━━━ Stored data ━━━

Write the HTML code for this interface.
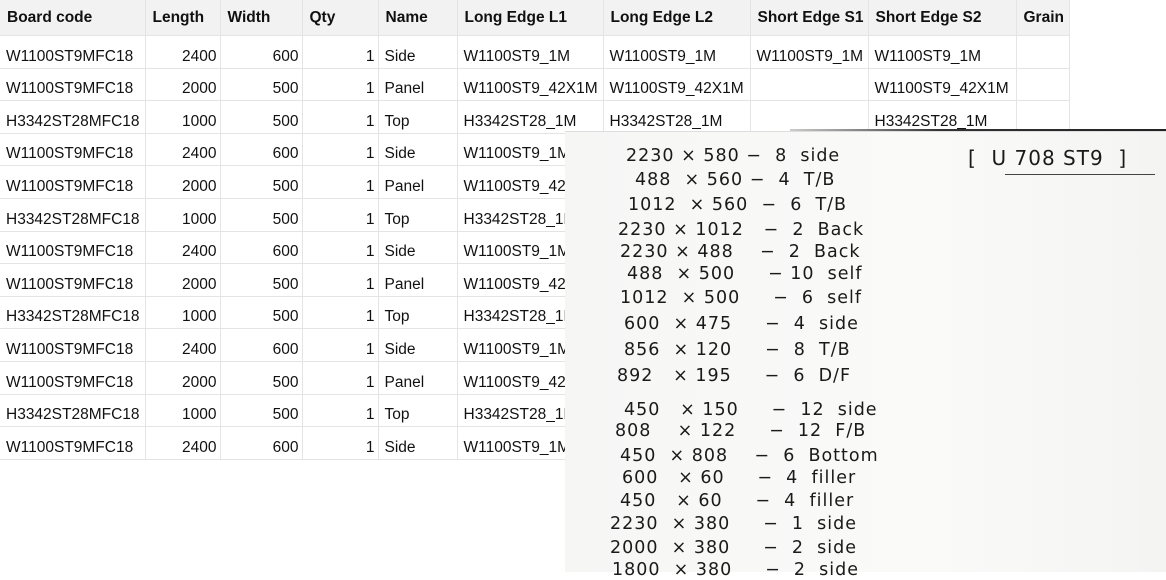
<!DOCTYPE html>
<html><head><meta charset="utf-8"><style>
body{margin:0;width:1166px;height:571px;overflow:hidden;background:#fff;position:relative;font-family:"Liberation Sans",Calibri,sans-serif}
table{position:absolute;left:0;top:0;border-collapse:collapse;font-size:15.5px;color:#111;table-layout:fixed}
td,th{height:29.6px;padding:0 3px 2px 6px;border-right:1px solid #e4e4e4;border-bottom:1px solid #e4e4e4;white-space:nowrap;overflow:hidden;vertical-align:bottom}
th{height:35px;background:#f2f2f2;text-align:left;font-weight:bold;padding:0 3px 0 7px;vertical-align:middle}
td.n{text-align:right;padding-right:3px}
.photo{position:absolute;left:565px;top:131px;width:601px;height:440px;background:linear-gradient(90deg,#f6f6f5,#fafaf9 60%,#f4f4f3);border-top:1px solid #ddd}
.dark{position:absolute;left:790px;top:129px;width:376px;height:6px;background:linear-gradient(90deg,#ccc,#333 40%,#222)}
.h{position:absolute;font-family:"DejaVu Sans",sans-serif;font-size:17.5px;color:#1a1a1a;white-space:pre;letter-spacing:1px}
</style></head><body>
<table>
<colgroup><col style="width:145px"><col style="width:75px"><col style="width:82px"><col style="width:76px"><col style="width:79px"><col style="width:146px"><col style="width:147px"><col style="width:118px"><col style="width:148px"><col style="width:53px"></colgroup>
<tr><th>Board code</th><th>Length</th><th>Width</th><th>Qty</th><th>Name</th><th>Long Edge L1</th><th>Long Edge L2</th><th>Short Edge S1</th><th>Short Edge S2</th><th>Grain</th></tr>
<tr><td>W1100ST9MFC18</td><td class=n>2400</td><td class=n>600</td><td class=n>1</td><td>Side</td><td>W1100ST9_1M</td><td>W1100ST9_1M</td><td>W1100ST9_1M</td><td>W1100ST9_1M</td><td></td></tr>
<tr><td>W1100ST9MFC18</td><td class=n>2000</td><td class=n>500</td><td class=n>1</td><td>Panel</td><td>W1100ST9_42X1M</td><td>W1100ST9_42X1M</td><td></td><td>W1100ST9_42X1M</td><td></td></tr>
<tr><td>H3342ST28MFC18</td><td class=n>1000</td><td class=n>500</td><td class=n>1</td><td>Top</td><td>H3342ST28_1M</td><td>H3342ST28_1M</td><td></td><td>H3342ST28_1M</td><td></td></tr>
<tr><td>W1100ST9MFC18</td><td class=n>2400</td><td class=n>600</td><td class=n>1</td><td>Side</td><td>W1100ST9_1M</td><td></td><td></td><td></td><td></td></tr>
<tr><td>W1100ST9MFC18</td><td class=n>2000</td><td class=n>500</td><td class=n>1</td><td>Panel</td><td>W1100ST9_42</td><td></td><td></td><td></td><td></td></tr>
<tr><td>H3342ST28MFC18</td><td class=n>1000</td><td class=n>500</td><td class=n>1</td><td>Top</td><td>H3342ST28_1M</td><td></td><td></td><td></td><td></td></tr>
<tr><td>W1100ST9MFC18</td><td class=n>2400</td><td class=n>600</td><td class=n>1</td><td>Side</td><td>W1100ST9_1M</td><td></td><td></td><td></td><td></td></tr>
<tr><td>W1100ST9MFC18</td><td class=n>2000</td><td class=n>500</td><td class=n>1</td><td>Panel</td><td>W1100ST9_42</td><td></td><td></td><td></td><td></td></tr>
<tr><td>H3342ST28MFC18</td><td class=n>1000</td><td class=n>500</td><td class=n>1</td><td>Top</td><td>H3342ST28_1M</td><td></td><td></td><td></td><td></td></tr>
<tr><td>W1100ST9MFC18</td><td class=n>2400</td><td class=n>600</td><td class=n>1</td><td>Side</td><td>W1100ST9_1M</td><td></td><td></td><td></td><td></td></tr>
<tr><td>W1100ST9MFC18</td><td class=n>2000</td><td class=n>500</td><td class=n>1</td><td>Panel</td><td>W1100ST9_42</td><td></td><td></td><td></td><td></td></tr>
<tr><td>H3342ST28MFC18</td><td class=n>1000</td><td class=n>500</td><td class=n>1</td><td>Top</td><td>H3342ST28_1M</td><td></td><td></td><td></td><td></td></tr>
<tr><td>W1100ST9MFC18</td><td class=n>2400</td><td class=n>600</td><td class=n>1</td><td>Side</td><td>W1100ST9_1M</td><td></td><td></td><td></td><td></td></tr>
</table>
<div class="dark"></div>
<div class="photo"></div>
<div class="h" style="left:626px;top:146px">2230 × 580 −  8  side</div>
<div class="h" style="left:635px;top:170px">488  × 560 −  4  T/B</div>
<div class="h" style="left:628px;top:195px">1012  × 560  −  6  T/B</div>
<div class="h" style="left:618px;top:220px">2230 × 1012   −  2  Back</div>
<div class="h" style="left:620px;top:242px">2230 × 488    −  2  Back</div>
<div class="h" style="left:627px;top:264px">488  × 500     − 10  self</div>
<div class="h" style="left:620px;top:288px">1012  × 500     −  6  self</div>
<div class="h" style="left:624px;top:314px">600  × 475     −  4  side</div>
<div class="h" style="left:624px;top:340px">856  × 120     −  8  T/B</div>
<div class="h" style="left:617px;top:366px">892   × 195     −  6  D/F</div>
<div class="h" style="left:624px;top:400px">450   × 150     −  12  side</div>
<div class="h" style="left:615px;top:421px">808    × 122     −  12  F/B</div>
<div class="h" style="left:620px;top:446px">450  × 808    −  6  Bottom</div>
<div class="h" style="left:622px;top:468px">600   × 60     −  4  filler</div>
<div class="h" style="left:620px;top:491px">450   × 60     −  4  filler</div>
<div class="h" style="left:610px;top:514px">2230  × 380     −  1  side</div>
<div class="h" style="left:610px;top:538px">2000  × 380     −  2  side</div>
<div class="h" style="left:612px;top:560px">1800  × 380     −  2  side</div>
<div class="h" style="left:968px;top:146px;font-size:20px">[  U 708 ST9  ]</div>
<div style="position:absolute;left:1005px;top:174px;width:150px;border-top:1px solid #444"></div>
</body></html>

━━━

Write out again every line above exactly as given; the pictures do not belong in the copy.

- **Result of the task**
Write the HTML code for this interface.
<!DOCTYPE html>
<html><head><meta charset="utf-8"><style>
body{margin:0;width:1166px;height:571px;overflow:hidden;background:#fff;position:relative;font-family:"Liberation Sans",Calibri,sans-serif}
table{position:absolute;left:0;top:0;border-collapse:collapse;font-size:15.5px;color:#111;table-layout:fixed}
td,th{height:29.6px;padding:0 3px 2px 6px;border-right:1px solid #e4e4e4;border-bottom:1px solid #e4e4e4;white-space:nowrap;overflow:hidden;vertical-align:bottom}
th{height:35px;background:#f2f2f2;text-align:left;font-weight:bold;padding:0 3px 0 7px;vertical-align:middle}
td.n{text-align:right;padding-right:3px}
.photo{position:absolute;left:565px;top:131px;width:601px;height:440px;background:linear-gradient(90deg,#f6f6f5,#fafaf9 60%,#f4f4f3);border-top:1px solid #ddd}
.dark{position:absolute;left:790px;top:129px;width:376px;height:6px;background:linear-gradient(90deg,#ccc,#333 40%,#222)}
.h{position:absolute;font-family:"DejaVu Sans",sans-serif;font-size:17.5px;color:#1a1a1a;white-space:pre;letter-spacing:1px}
</style></head><body>
<table>
<colgroup><col style="width:145px"><col style="width:75px"><col style="width:82px"><col style="width:76px"><col style="width:79px"><col style="width:146px"><col style="width:147px"><col style="width:118px"><col style="width:148px"><col style="width:53px"></colgroup>
<tr><th>Board code</th><th>Length</th><th>Width</th><th>Qty</th><th>Name</th><th>Long Edge L1</th><th>Long Edge L2</th><th>Short Edge S1</th><th>Short Edge S2</th><th>Grain</th></tr>
<tr><td>W1100ST9MFC18</td><td class=n>2400</td><td class=n>600</td><td class=n>1</td><td>Side</td><td>W1100ST9_1M</td><td>W1100ST9_1M</td><td>W1100ST9_1M</td><td>W1100ST9_1M</td><td></td></tr>
<tr><td>W1100ST9MFC18</td><td class=n>2000</td><td class=n>500</td><td class=n>1</td><td>Panel</td><td>W1100ST9_42X1M</td><td>W1100ST9_42X1M</td><td></td><td>W1100ST9_42X1M</td><td></td></tr>
<tr><td>H3342ST28MFC18</td><td class=n>1000</td><td class=n>500</td><td class=n>1</td><td>Top</td><td>H3342ST28_1M</td><td>H3342ST28_1M</td><td></td><td>H3342ST28_1M</td><td></td></tr>
<tr><td>W1100ST9MFC18</td><td class=n>2400</td><td class=n>600</td><td class=n>1</td><td>Side</td><td>W1100ST9_1M</td><td></td><td></td><td></td><td></td></tr>
<tr><td>W1100ST9MFC18</td><td class=n>2000</td><td class=n>500</td><td class=n>1</td><td>Panel</td><td>W1100ST9_42</td><td></td><td></td><td></td><td></td></tr>
<tr><td>H3342ST28MFC18</td><td class=n>1000</td><td class=n>500</td><td class=n>1</td><td>Top</td><td>H3342ST28_1M</td><td></td><td></td><td></td><td></td></tr>
<tr><td>W1100ST9MFC18</td><td class=n>2400</td><td class=n>600</td><td class=n>1</td><td>Side</td><td>W1100ST9_1M</td><td></td><td></td><td></td><td></td></tr>
<tr><td>W1100ST9MFC18</td><td class=n>2000</td><td class=n>500</td><td class=n>1</td><td>Panel</td><td>W1100ST9_42</td><td></td><td></td><td></td><td></td></tr>
<tr><td>H3342ST28MFC18</td><td class=n>1000</td><td class=n>500</td><td class=n>1</td><td>Top</td><td>H3342ST28_1M</td><td></td><td></td><td></td><td></td></tr>
<tr><td>W1100ST9MFC18</td><td class=n>2400</td><td class=n>600</td><td class=n>1</td><td>Side</td><td>W1100ST9_1M</td><td></td><td></td><td></td><td></td></tr>
<tr><td>W1100ST9MFC18</td><td class=n>2000</td><td class=n>500</td><td class=n>1</td><td>Panel</td><td>W1100ST9_42</td><td></td><td></td><td></td><td></td></tr>
<tr><td>H3342ST28MFC18</td><td class=n>1000</td><td class=n>500</td><td class=n>1</td><td>Top</td><td>H3342ST28_1M</td><td></td><td></td><td></td><td></td></tr>
<tr><td>W1100ST9MFC18</td><td class=n>2400</td><td class=n>600</td><td class=n>1</td><td>Side</td><td>W1100ST9_1M</td><td></td><td></td><td></td><td></td></tr>
</table>
<div class="dark"></div>
<div class="photo"></div>
<div class="h" style="left:626px;top:146px">2230 × 580 −  8  side</div>
<div class="h" style="left:635px;top:170px">488  × 560 −  4  T/B</div>
<div class="h" style="left:628px;top:195px">1012  × 560  −  6  T/B</div>
<div class="h" style="left:618px;top:220px">2230 × 1012   −  2  Back</div>
<div class="h" style="left:620px;top:242px">2230 × 488    −  2  Back</div>
<div class="h" style="left:627px;top:264px">488  × 500     − 10  self</div>
<div class="h" style="left:620px;top:288px">1012  × 500     −  6  self</div>
<div class="h" style="left:624px;top:314px">600  × 475     −  4  side</div>
<div class="h" style="left:624px;top:340px">856  × 120     −  8  T/B</div>
<div class="h" style="left:617px;top:366px">892   × 195     −  6  D/F</div>
<div class="h" style="left:624px;top:400px">450   × 150     −  12  side</div>
<div class="h" style="left:615px;top:421px">808    × 122     −  12  F/B</div>
<div class="h" style="left:620px;top:446px">450  × 808    −  6  Bottom</div>
<div class="h" style="left:622px;top:468px">600   × 60     −  4  filler</div>
<div class="h" style="left:620px;top:491px">450   × 60     −  4  filler</div>
<div class="h" style="left:610px;top:514px">2230  × 380     −  1  side</div>
<div class="h" style="left:610px;top:538px">2000  × 380     −  2  side</div>
<div class="h" style="left:612px;top:560px">1800  × 380     −  2  side</div>
<div class="h" style="left:968px;top:146px;font-size:20px">[  U 708 ST9  ]</div>
<div style="position:absolute;left:1005px;top:174px;width:150px;border-top:1px solid #444"></div>
</body></html>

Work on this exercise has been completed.